In a sport dominated by men, Lebahn holds her own, Bachner said.
“She’s the best woman bowler in the Valley, by far,” he said. “In the state, she’s probably in the top five.”
And how do men react to getting beat by a former high school cheerleader?
“You mean after they get drubbed?” Bachner joked. “Hopefully, the humility will benefit them in the long run. In all honesty, she’s beaten all the best here. ... She could be professional — not at this point in time is she at that level, but at her age, yeah, most of the good pros are in their 30s and early 40s, so I’d say she’s way ahead of the field in that regard.”
Lebahn rolled her first 300 game as a senior in high school and her second this past December. She’s won Alaska’s largest women’s tournament the past two years, the Golden Heart Classic in Fairbanks, and is preparing to compete in next month’s United States Bowling Congress Queens tournament in El Paso, Texas. It’s there where she hopes to measure her game against some of the nation’s best amateur and professional female bowlers.
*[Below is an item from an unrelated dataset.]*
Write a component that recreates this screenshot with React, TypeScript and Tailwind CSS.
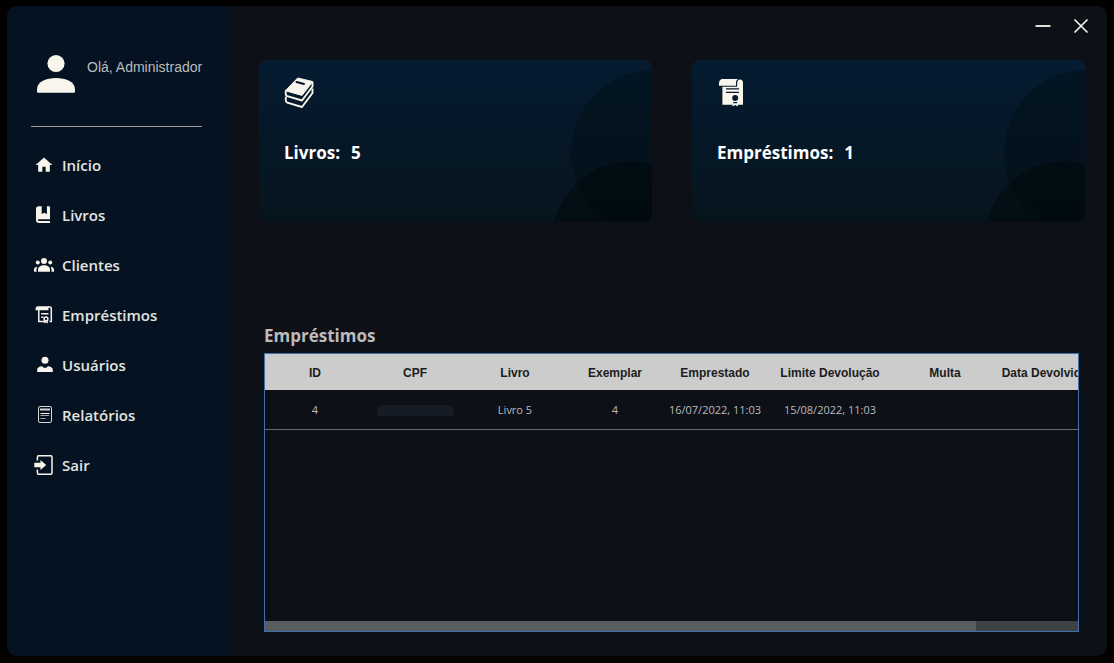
import { useEffect, useRef, useState, type ReactNode } from 'react';
import { MdHome } from 'react-icons/md';

function AvatarIcon() {
  return (
    <svg width="38" height="40" viewBox="0 0 38 40" fill="#f7f5ec" aria-hidden="true">
      <circle cx="19" cy="9.5" r="8.6" />
      <path d="M0 35.500C0 27.500 9.500 24 19 24s19 3.500 19 11.500V37.500q0 1.300-1.300 1.300H1.300Q0 38.800 0 37.500z" />
    </svg>
  );
}

function BookIcon() {
  return (
    <svg width="20" height="20" viewBox="0 0 20 20" fill="#f7f5ec" aria-hidden="true">
      <path d="M5 1.200h2.700V9l2.600-1.300L12.900 9V1.200h1.800q1.300 0 1.300 1.300V14.200H5.300q-1.700 0-1.700.8 0 .9 1.700.9H16v2H5.300Q2 17.900 2 15V4q0-2.800 3-2.800z" />
    </svg>
  );
}

function GroupIcon() {
  return (
    <svg width="20" height="20" viewBox="0 0 20 20" fill="#f7f5ec" aria-hidden="true">
      <circle cx="10" cy="6" r="3" />
      <circle cx="3.800" cy="7.600" r="2" />
      <circle cx="16.200" cy="7.600" r="2" />
      <path d="M4 16.800v-2c0-3 2.500-4.500 6-4.500s6 1.500 6 4.500v2z" />
      <path d="M2.800 11.800C1 12.200 0 13.300 0 15v1.800h2.500V15c0-1.300.2-2.200.9-3z" />
      <path d="M17.200 11.800c1.800.4 2.800 1.500 2.800 3.200v1.800h-2.500V15c0-1.300-.2-2.200-.9-3z" />
    </svg>
  );
}

function LoanIcon() {
  return (
    <svg width="20" height="20" viewBox="0 0 20 20" fill="none" stroke="#f7f5ec" aria-hidden="true">
      <path d="M1.500 5.200C1.500 2.300 2.200 1.300 4.200 1.300H14.500V5.200z" fill="#f7f5ec" stroke="none" />
      <path d="M14 2h1.800q1.500 0 1.500 1.500V16.500H15.500M4.800 5v11.500H10" strokeWidth="1.500" />
      <path d="M7.200 8.800h7.300M7.200 12.200h2.200" strokeWidth="1.500" />
      <circle cx="12" cy="14" r="1.900" strokeWidth="1.500" />
      <path d="M10.200 15.500v3l1.800-1 1.800 1v-3l-1.800 1z" fill="#f7f5ec" stroke="none" />
    </svg>
  );
}

function UserIcon() {
  return (
    <svg width="20" height="20" viewBox="0 0 20 20" fill="#f7f5ec" aria-hidden="true">
      <circle cx="11" cy="5.200" r="3.500" />
      <path d="M3.200 17v-2.100c0-2.300 2.500-3.600 5-3.600.7 1.100 1.600 1.600 2.800 1.600s2.100-.5 2.800-1.600c2.500 0 5 1.300 5 3.600V17z" />
    </svg>
  );
}

function ReportIcon() {
  return (
    <svg width="20" height="20" viewBox="0 0 20 20" fill="none" stroke="#f7f5ec" aria-hidden="true">
      <rect x="4.500" y="1.500" width="13" height="16" rx="1.500" stroke="#d8d8d2" />
      <path d="M6 4.500h10" strokeWidth="2" stroke="#d3d3ce" />
      <path d="M6.500 8.500h9" />
      <path d="M6.500 10.500H15M6.500 13.500h5" stroke="#a3a6a6" />
    </svg>
  );
}

function ExitIcon() {
  return (
    <svg width="20" height="20" viewBox="0 0 20 20" aria-hidden="true">
      <path d="M3.400 5.500V2.200q0-1.500 1.500-1.500H16.500q1.500 0 1.500 1.500V17.800q0 1.500-1.500 1.500H4.900q-1.500 0-1.500-1.500V14.500" fill="none" stroke="#f7f5ec" strokeWidth="1.500" />
      <path d="M.3 7.800h6.200V4.900L12.200 10l-5.700 5.100v-2.900H.3z" fill="#f7f5ec" />
    </svg>
  );
}

function BooksIcon() {
  return (
    <svg width="30" height="32" viewBox="-1 0 30 32" aria-hidden="true">
      <path d="M12.700 1 27.800 4.600 17 18.400 2 14.200Q.8 13.500 1.500 12.500z" fill="#f7f5ec" stroke="#f7f5ec" strokeLinejoin="round" />
      <path d="m11.500 5 7.500 2" stroke="#06182a" strokeWidth="2" strokeLinecap="round" />
      <g fill="none" stroke="#f7f5ec" strokeWidth="1.900" strokeLinejoin="round">
        <path d="M1 13q-1 5.500 1.200 6.200L17 23.500 27.500 9.500V5" />
        <path d="M1 20q-1 4.800 1.200 5.600L17 30 27.500 16V11.500" />
      </g>
    </svg>
  );
}

function CertificateIcon() {
  return (
    <svg width="30" height="32" viewBox="-1 0 30 32" aria-hidden="true">
      <g fill="#f7f5ec">
        <path d="M1 8.800C.6 4.500 2 2 4.700 2H20q-2 1-2 4v2.800z" />
        <path d="M4.400 9.800H19V6q0-3.600 3-3.600T25 6V27.700H4.400z" />
      </g>
      <path d="M18.700 9V6q0-2.500 1.600-3.500" fill="none" stroke="#06182a" strokeWidth=".8" />
      <path d="M8 11.800h13M8 15.400h13" stroke="#06182a" strokeWidth="1.300" />
      <circle cx="17.200" cy="20.900" r="3" fill="#06182a" />
      <path d="M14.500 24.200v5.300l2.700-1.500 2.700 1.500v-5.300z" fill="#f7f5ec" />
      <path d="M15.300 25.600h3.800" stroke="#06182a" strokeWidth="1.300" />
    </svg>
  );
}

const navItems: { label: string; icon: ReactNode }[] = [
  { label: 'Início', icon: <MdHome size={22} color="#f7f5ec" /> },
  { label: 'Livros', icon: <BookIcon /> },
  { label: 'Clientes', icon: <GroupIcon /> },
  { label: 'Empréstimos', icon: <LoanIcon /> },
  { label: 'Usuários', icon: <UserIcon /> },
  { label: 'Relatórios', icon: <ReportIcon /> },
  { label: 'Sair', icon: <ExitIcon /> },
];

function Sidebar() {
  return (
    <aside className="flex w-56 shrink-0 flex-col bg-[#051221]">
      <div className="flex gap-3 pt-12 pl-[30px]">
        <AvatarIcon />
        <p className="pt-[3px] font-['Liberation_Sans',sans-serif] text-sm leading-5 whitespace-nowrap text-[#bbbbbb]">
          Olá, Administrador
        </p>
      </div>
      <hr className="mx-6 mt-8 w-[171px] border-[#9a9a96]" />
      <nav className="mt-[13px]">
        <ul>
          {navItems.map((item) => (
            <li key={item.label}>
              <a href="#" className="flex h-[50px] items-center gap-2 pl-[27px] text-[15px] font-semibold text-[#e4e4e0]">
                <span className="flex w-5 shrink-0 justify-center">{item.icon}</span>
                {item.label}
              </a>
            </li>
          ))}
        </ul>
      </nav>
    </aside>
  );
}

function StatCard({ icon, label, value }: { icon: ReactNode; label: string; value: number }) {
  return (
    <section className="relative h-[162px] overflow-hidden rounded-lg bg-linear-to-b from-[#051b31] to-[#06141d] px-[25px] pt-[17px]">
      <svg className="absolute top-0 right-0" width="120" height="162" viewBox="0 0 120 162" aria-hidden="true">
        <circle cx="122" cy="93" r="83" fill="#000a0f" fillOpacity=".36" />
        <circle cx="100" cy="181" r="80" fill="#000605" fillOpacity=".38" />
      </svg>
      {icon}
      <p className="mt-8 flex gap-[11px] text-[17px] leading-6 font-bold text-white">
        <span>{label}:</span>
        <span>{value}</span>
      </p>
    </section>
  );
}

const columns = [
  { name: 'ID', width: 'w-[100px]' },
  { name: 'CPF', width: 'w-[100px]' },
  { name: 'Livro', width: 'w-[100px]' },
  { name: 'Exemplar', width: 'w-[100px]' },
  { name: 'Emprestado', width: 'w-[100px]' },
  { name: 'Limite Devolução', width: 'w-[130px]' },
  { name: 'Multa', width: 'w-[100px]' },
  { name: 'Data Devolvido', width: 'w-[100px]' },
  { name: '', width: 'w-[100px]' },
];

const loans = [
  { id: 4, book: 'Livro 5', copy: 4, lent: '16/07/2022, 11:03', due: '15/08/2022, 11:03' },
];

function LoansTable() {
  const viewport = useRef<HTMLDivElement>(null);
  const [bar, setBar] = useState({ left: 0, width: 87.3 });

  const update = () => {
    const el = viewport.current;
    if (!el) return;
    setBar({
      left: (el.scrollLeft / el.scrollWidth) * 100,
      width: (el.clientWidth / el.scrollWidth) * 100,
    });
  };

  useEffect(() => {
    update();
    window.addEventListener('resize', update);
    return () => window.removeEventListener('resize', update);
  }, []);

  return (
    <div className="flex min-h-[279px] flex-1 flex-col border border-[#3f70a8]">
      <div ref={viewport} onScroll={update} className="min-w-0 flex-1 overflow-x-auto [scrollbar-width:none]">
        <table className="w-[930px] min-w-full table-fixed border-separate border-spacing-0 text-center text-[11px]">
          <thead>
            <tr className="h-9 bg-[#cccccc] font-['Liberation_Sans',sans-serif] text-xs text-[#1c1c1c]">
              {columns.map((c) => (
                <th key={c.name} className={`${c.width} p-0 pt-0.5 font-bold whitespace-nowrap`}>
                  {c.name}
                </th>
              ))}
            </tr>
          </thead>
          <tbody>
            {loans.map((loan) => (
              <tr key={loan.id} className="h-10 text-[#bbbbbb] *:border-b *:border-[#67696c] *:p-0 *:pt-0.5">
                <td>{loan.id}</td>
                <td>
                  <span className="mx-auto block h-[11px] w-[77px] rounded-t-md bg-[#151c26]" />
                </td>
                <td>{loan.book}</td>
                <td>{loan.copy}</td>
                <td className="whitespace-nowrap">{loan.lent}</td>
                <td className="whitespace-nowrap">{loan.due}</td>
                <td />
                <td />
                <td />
              </tr>
            ))}
          </tbody>
        </table>
      </div>
      <div className="h-2.5 bg-[#3f4244]">
        <div className="h-full bg-[#595d60]" style={{ width: `${bar.width}%`, marginLeft: `${bar.left}%` }} />
      </div>
    </div>
  );
}

export default function App() {
  return (
    <div className="flex min-h-screen bg-[#030000] px-[7px] pt-1.5 pb-[7px] font-['Open_Sans',sans-serif]">
      <div className="flex min-w-0 flex-1 overflow-hidden rounded-[10px] bg-[#0d1017]">
        <Sidebar />
        <main className="flex min-w-0 flex-1 flex-col pr-[22px] pb-6 pl-7">
          <div className="-mr-[11px] flex h-10 justify-end gap-2">
            <button type="button" aria-label="Minimizar" className="flex h-10 w-[30px] items-center justify-center">
              <svg width="16" height="16" viewBox="0 0 16 16" stroke="#e0dfd4" strokeWidth="2">
                <path d="M.5 8h15" />
              </svg>
            </button>
            <button type="button" aria-label="Fechar" className="flex h-10 w-[30px] items-center justify-center">
              <svg width="16" height="16" viewBox="0 0 16 16" stroke="#f7f5ec" strokeWidth="1.600">
                <path d="m1.500 1.500 13 13m0-13-13 13" />
              </svg>
            </button>
          </div>
          <div className="mt-3.5 grid grid-cols-2 gap-10">
            <StatCard icon={<BooksIcon />} label="Livros" value={5} />
            <StatCard icon={<CertificateIcon />} label="Empréstimos" value={1} />
          </div>
          <section className="mt-[102px] mr-1.5 ml-[5px] flex flex-1 flex-col">
            <h2 className="mb-[5px] text-[17px] leading-6 font-bold text-[#bbbbbb]">Empréstimos</h2>
            <LoansTable />
          </section>
        </main>
      </div>
    </div>
  );
}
“My goal is to at least make the first cut, or even the second cut,” she said, adding that in her first Queens tournament last year she finished about 120th and missed the first cut.
But for women who want to make a living as professional bowlers, there is no gender-specific organization.
“Right now, women can bowl on the (Professional Bowlers) Tour with men, but the likelihood of women beating men when they’re all that good is real tough,” she said.
And that’s OK with Lebahn.
“I can be the best when I beat the best,” she said. “I think it’s just as hard for a woman to bowl on a hard oil pattern than it is for a man. It still takes talent, it still takes the same mindset. I may not be as strong or project the ball down the lane as hard as they can, but I can adjust my game just as well.”
Breaking into and beating the professional fraternity is no longer a pipe dream for women. Lebahn draws “a ton” of inspiration from Kelly Kulick, the premiere professional female bowler in the nation. Kulick recently beat out 62 of the sport’s best men to win a men’s Professional Bowlers Association title.
It’s an accomplishment ESPN The Magazine columnist Rick Riley calls groundbreaking for women’s sports.
“This is the equivalent of ‘Man Gives Birth!’ It’s never happened in any ball sport in American history,” Riley writes in the magazine’s March 8 edition.
Lebahn has met Kulick, who at 32 represents what the Valley woman hopes to accomplish over the next decade.
“I would love that to be me in 10 years, five years or even next year,” she said. “I’m completely confident that one year that could be me.”
Lebahn has met Kulick and said her PBA win “is absolutely amazing, and everything everyone is saying about her is 100 percent true. She’s really doing women justice in a big men’s sport. She was the first to win. It doesn’t matter who it is, you want a woman to win when you’re a woman. ... She is one I can really look to and compare myself to.”
Although she grew up in the bowling alley, Lebahn said she didn’t seriously consider bowling playing a major role in her future until she was a senior in high school.
That’s when she rolled her first 750 series and realized she could go to college on a bowling scholarship.
She spent a year on the Wichita (Kan.) State University team, one of the nation’s top bowling schools.
“The passion (for the sport) now is more than I ever thought it could be,” Lebahn said, adding she never tires of getting bowling-related gifts for Christmas and birthdays. “Yeah, I love it. I got two bowling balls for Christmas this year, I got one last year. We have a garage full of bowling balls, and my dad has just as many as me, if not more.”
Joining the professional ranks “is always there in my mind,” but that dream may have to wait for a little while, Lebahn said. First, that would mean moving her family out of Alaska to be closer to PBA Tour events.
“For now, I just want to keep bowling, whether I’m a league bowler for the rest of my life or I do more and go out and do big tournaments,” she said. “There are a lot of really good men, but at the end of the day I know I’m just as good and I can beat them.”